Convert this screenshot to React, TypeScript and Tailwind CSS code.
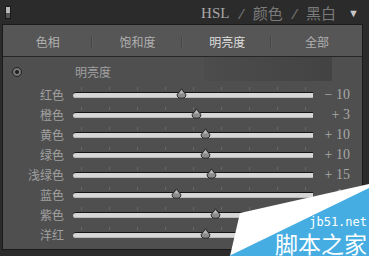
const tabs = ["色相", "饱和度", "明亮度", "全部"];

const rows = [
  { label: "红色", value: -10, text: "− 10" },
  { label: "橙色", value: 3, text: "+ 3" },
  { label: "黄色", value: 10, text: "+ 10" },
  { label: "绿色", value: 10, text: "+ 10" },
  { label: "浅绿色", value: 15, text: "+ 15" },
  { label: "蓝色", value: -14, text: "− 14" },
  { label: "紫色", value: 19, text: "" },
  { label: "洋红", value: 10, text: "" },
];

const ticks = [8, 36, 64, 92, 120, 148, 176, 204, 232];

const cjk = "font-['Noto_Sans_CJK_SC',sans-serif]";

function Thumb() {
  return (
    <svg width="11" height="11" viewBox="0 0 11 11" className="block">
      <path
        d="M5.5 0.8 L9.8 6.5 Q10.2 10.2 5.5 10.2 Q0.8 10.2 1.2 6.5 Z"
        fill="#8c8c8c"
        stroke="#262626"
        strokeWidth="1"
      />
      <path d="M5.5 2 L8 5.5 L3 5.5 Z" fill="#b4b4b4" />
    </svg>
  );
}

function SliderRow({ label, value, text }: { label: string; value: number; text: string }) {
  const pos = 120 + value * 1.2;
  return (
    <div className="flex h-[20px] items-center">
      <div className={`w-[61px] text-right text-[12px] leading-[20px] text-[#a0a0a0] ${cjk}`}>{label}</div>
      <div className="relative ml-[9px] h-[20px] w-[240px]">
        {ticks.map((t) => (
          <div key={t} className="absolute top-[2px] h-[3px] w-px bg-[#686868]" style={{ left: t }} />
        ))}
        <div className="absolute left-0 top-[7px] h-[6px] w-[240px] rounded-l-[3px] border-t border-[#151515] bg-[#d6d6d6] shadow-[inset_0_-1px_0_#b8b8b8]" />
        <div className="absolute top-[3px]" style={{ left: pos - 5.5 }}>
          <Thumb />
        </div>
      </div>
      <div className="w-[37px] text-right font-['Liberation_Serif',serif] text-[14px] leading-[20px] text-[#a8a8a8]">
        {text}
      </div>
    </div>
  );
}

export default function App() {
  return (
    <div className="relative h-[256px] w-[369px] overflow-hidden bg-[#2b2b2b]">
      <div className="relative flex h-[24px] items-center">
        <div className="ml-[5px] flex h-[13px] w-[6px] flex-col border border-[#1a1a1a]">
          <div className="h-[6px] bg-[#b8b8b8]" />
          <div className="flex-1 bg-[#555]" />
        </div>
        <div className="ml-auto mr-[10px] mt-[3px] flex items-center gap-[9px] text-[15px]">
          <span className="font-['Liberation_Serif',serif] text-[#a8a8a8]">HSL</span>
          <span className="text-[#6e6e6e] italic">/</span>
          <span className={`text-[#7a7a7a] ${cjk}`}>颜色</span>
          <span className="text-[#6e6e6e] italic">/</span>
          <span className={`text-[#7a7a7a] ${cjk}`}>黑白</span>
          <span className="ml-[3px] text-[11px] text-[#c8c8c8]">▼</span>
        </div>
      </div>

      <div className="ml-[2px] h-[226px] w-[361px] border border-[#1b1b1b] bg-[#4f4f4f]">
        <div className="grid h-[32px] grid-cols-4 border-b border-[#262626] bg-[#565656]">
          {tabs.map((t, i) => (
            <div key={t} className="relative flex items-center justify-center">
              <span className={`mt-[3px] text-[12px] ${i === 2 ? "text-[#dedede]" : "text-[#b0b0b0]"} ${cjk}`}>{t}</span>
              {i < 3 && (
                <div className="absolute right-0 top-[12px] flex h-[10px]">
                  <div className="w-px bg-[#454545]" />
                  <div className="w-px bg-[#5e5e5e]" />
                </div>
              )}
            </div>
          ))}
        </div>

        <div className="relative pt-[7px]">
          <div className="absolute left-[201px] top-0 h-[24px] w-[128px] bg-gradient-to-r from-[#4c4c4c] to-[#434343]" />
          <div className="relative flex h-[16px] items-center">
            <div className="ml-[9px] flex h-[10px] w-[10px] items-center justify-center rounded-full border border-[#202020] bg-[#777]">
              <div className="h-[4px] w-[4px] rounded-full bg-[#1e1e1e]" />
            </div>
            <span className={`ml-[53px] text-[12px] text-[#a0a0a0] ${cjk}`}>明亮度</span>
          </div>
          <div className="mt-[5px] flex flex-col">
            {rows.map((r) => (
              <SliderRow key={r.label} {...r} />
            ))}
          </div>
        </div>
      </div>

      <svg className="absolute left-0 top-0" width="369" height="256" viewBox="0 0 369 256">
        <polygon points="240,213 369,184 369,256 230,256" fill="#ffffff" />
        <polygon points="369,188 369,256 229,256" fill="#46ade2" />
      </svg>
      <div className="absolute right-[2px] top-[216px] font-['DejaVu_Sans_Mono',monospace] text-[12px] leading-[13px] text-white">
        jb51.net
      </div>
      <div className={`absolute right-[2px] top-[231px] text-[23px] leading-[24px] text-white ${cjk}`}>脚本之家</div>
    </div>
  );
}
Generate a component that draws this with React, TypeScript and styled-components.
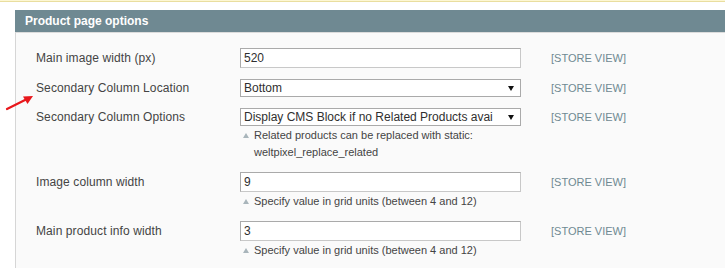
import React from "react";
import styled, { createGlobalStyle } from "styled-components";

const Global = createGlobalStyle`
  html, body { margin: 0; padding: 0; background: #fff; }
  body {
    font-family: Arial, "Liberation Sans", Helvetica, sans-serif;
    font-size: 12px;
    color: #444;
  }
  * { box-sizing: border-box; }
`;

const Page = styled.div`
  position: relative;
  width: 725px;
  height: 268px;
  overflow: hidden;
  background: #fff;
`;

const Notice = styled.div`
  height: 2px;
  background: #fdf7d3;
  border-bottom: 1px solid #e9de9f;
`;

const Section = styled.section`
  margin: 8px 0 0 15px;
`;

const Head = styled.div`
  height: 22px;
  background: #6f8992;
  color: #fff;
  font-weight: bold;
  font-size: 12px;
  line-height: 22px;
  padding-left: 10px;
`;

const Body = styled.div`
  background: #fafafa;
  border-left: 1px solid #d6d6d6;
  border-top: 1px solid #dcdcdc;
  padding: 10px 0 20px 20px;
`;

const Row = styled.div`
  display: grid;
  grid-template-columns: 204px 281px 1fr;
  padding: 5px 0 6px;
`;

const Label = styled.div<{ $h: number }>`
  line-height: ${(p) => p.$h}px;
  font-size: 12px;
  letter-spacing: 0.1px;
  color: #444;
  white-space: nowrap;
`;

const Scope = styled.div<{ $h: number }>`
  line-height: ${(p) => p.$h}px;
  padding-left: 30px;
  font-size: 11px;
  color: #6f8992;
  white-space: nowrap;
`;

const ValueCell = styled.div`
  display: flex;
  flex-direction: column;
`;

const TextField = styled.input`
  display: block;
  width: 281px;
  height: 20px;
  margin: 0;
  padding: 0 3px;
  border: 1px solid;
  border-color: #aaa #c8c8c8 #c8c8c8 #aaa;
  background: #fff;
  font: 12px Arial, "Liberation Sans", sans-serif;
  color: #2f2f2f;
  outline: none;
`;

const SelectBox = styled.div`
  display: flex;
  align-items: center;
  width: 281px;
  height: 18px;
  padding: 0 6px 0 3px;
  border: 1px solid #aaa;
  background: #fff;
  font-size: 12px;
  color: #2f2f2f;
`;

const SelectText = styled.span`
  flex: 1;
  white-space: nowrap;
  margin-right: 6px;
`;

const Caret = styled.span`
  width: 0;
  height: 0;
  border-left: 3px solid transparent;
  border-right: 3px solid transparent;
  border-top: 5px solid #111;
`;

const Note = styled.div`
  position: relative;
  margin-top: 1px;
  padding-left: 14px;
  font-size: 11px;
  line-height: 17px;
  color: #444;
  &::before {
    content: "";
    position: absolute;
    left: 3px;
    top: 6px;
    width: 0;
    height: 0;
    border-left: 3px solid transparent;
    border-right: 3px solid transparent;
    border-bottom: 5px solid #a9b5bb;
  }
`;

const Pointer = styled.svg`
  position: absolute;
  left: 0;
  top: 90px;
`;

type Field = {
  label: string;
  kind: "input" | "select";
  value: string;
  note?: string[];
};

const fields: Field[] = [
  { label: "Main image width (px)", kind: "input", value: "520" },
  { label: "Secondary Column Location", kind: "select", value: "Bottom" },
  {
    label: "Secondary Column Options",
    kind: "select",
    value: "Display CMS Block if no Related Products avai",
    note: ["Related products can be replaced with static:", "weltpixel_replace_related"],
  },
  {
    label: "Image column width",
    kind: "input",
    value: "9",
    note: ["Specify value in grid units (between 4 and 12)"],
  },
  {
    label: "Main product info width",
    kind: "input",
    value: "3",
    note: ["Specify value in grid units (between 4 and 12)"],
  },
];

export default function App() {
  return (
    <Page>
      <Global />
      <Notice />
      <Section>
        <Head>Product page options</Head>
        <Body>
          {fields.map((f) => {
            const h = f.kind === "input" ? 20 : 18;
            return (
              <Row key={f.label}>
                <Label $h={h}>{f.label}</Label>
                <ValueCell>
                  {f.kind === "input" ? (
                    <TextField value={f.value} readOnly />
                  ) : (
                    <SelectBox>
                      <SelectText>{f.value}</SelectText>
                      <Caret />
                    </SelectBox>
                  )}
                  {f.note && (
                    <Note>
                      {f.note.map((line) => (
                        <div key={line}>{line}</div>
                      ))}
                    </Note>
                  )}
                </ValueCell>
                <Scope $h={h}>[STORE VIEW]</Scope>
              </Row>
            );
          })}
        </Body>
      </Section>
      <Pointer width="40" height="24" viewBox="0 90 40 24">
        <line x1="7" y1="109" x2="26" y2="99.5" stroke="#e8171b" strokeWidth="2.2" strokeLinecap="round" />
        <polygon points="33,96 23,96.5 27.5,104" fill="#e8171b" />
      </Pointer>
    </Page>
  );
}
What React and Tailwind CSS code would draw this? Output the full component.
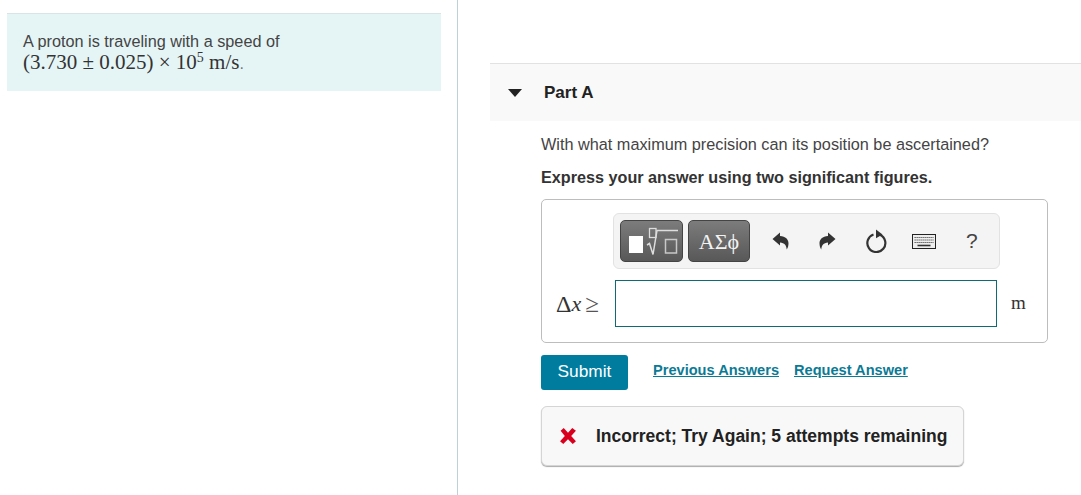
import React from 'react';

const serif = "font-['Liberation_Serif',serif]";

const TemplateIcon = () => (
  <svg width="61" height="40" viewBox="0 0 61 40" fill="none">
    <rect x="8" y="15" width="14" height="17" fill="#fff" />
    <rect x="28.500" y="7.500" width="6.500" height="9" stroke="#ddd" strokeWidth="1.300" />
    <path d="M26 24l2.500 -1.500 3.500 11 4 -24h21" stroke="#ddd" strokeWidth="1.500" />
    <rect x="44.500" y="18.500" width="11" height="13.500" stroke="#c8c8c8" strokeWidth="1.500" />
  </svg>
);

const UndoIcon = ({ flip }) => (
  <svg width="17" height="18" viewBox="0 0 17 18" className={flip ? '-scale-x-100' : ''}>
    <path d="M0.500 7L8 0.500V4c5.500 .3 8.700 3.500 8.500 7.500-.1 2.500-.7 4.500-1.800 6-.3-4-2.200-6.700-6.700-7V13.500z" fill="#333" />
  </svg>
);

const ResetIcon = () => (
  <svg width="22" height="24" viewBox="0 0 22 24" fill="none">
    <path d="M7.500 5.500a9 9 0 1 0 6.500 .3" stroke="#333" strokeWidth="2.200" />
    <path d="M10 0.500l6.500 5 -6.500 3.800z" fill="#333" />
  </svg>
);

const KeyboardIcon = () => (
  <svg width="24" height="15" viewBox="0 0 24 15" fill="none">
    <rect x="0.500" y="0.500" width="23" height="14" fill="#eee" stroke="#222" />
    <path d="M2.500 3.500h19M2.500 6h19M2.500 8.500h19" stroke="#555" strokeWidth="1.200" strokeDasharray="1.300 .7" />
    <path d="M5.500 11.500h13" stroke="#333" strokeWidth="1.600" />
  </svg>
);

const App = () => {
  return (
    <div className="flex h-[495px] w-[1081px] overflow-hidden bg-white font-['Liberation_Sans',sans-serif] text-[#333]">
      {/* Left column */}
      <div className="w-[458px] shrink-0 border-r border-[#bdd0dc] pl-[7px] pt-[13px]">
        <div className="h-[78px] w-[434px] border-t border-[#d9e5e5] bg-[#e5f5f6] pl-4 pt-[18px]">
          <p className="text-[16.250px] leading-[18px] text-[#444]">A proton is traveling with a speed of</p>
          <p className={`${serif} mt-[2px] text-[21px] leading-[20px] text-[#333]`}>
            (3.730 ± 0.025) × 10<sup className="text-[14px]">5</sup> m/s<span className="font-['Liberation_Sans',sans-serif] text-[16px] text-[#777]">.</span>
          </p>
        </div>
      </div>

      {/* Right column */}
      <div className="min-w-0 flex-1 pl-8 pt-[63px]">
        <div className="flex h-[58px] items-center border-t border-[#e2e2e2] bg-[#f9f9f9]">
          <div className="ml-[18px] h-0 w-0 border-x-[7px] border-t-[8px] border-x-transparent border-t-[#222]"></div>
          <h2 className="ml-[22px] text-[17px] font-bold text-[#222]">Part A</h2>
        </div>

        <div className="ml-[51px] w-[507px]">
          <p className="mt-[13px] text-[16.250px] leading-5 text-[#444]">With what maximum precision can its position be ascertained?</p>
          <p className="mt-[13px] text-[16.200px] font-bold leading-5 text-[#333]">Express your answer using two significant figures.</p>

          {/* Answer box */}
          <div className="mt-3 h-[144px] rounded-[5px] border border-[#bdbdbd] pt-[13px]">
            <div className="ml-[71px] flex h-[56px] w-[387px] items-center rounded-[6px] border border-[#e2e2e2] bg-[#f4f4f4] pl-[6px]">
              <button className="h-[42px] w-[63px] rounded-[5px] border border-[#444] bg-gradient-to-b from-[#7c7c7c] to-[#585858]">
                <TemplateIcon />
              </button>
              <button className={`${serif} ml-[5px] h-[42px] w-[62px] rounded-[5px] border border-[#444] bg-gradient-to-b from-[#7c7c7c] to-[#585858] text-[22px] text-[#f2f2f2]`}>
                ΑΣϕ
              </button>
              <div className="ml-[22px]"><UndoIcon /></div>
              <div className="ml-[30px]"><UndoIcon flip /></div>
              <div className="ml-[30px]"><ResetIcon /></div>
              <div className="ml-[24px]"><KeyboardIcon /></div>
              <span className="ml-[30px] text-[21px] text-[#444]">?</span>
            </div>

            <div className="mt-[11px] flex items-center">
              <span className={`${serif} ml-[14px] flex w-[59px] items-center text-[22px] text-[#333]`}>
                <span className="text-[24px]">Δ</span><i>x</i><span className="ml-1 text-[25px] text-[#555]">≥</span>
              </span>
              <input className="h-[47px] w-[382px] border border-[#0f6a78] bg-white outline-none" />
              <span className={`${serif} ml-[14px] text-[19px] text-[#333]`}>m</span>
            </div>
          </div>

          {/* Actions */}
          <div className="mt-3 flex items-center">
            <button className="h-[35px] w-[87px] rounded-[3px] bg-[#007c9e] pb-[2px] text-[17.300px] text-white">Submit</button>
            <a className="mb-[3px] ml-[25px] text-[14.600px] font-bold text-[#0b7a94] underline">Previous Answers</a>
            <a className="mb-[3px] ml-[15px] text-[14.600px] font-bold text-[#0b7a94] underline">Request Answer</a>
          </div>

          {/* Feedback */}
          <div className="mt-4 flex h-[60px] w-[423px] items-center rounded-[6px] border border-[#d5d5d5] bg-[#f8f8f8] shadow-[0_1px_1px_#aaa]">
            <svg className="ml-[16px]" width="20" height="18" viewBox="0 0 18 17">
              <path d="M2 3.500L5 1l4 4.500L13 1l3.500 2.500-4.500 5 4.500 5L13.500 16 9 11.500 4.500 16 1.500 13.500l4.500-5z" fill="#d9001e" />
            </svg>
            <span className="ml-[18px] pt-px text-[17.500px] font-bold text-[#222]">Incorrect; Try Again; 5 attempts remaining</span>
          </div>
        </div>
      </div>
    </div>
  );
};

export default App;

**********

### Exercise
In the listing above, find each line with the word "code" and copy it.

### Written response
Convert this screenshot to React, TypeScript and Tailwind CSS code.
What React and Tailwind CSS code would draw this? Output the full component.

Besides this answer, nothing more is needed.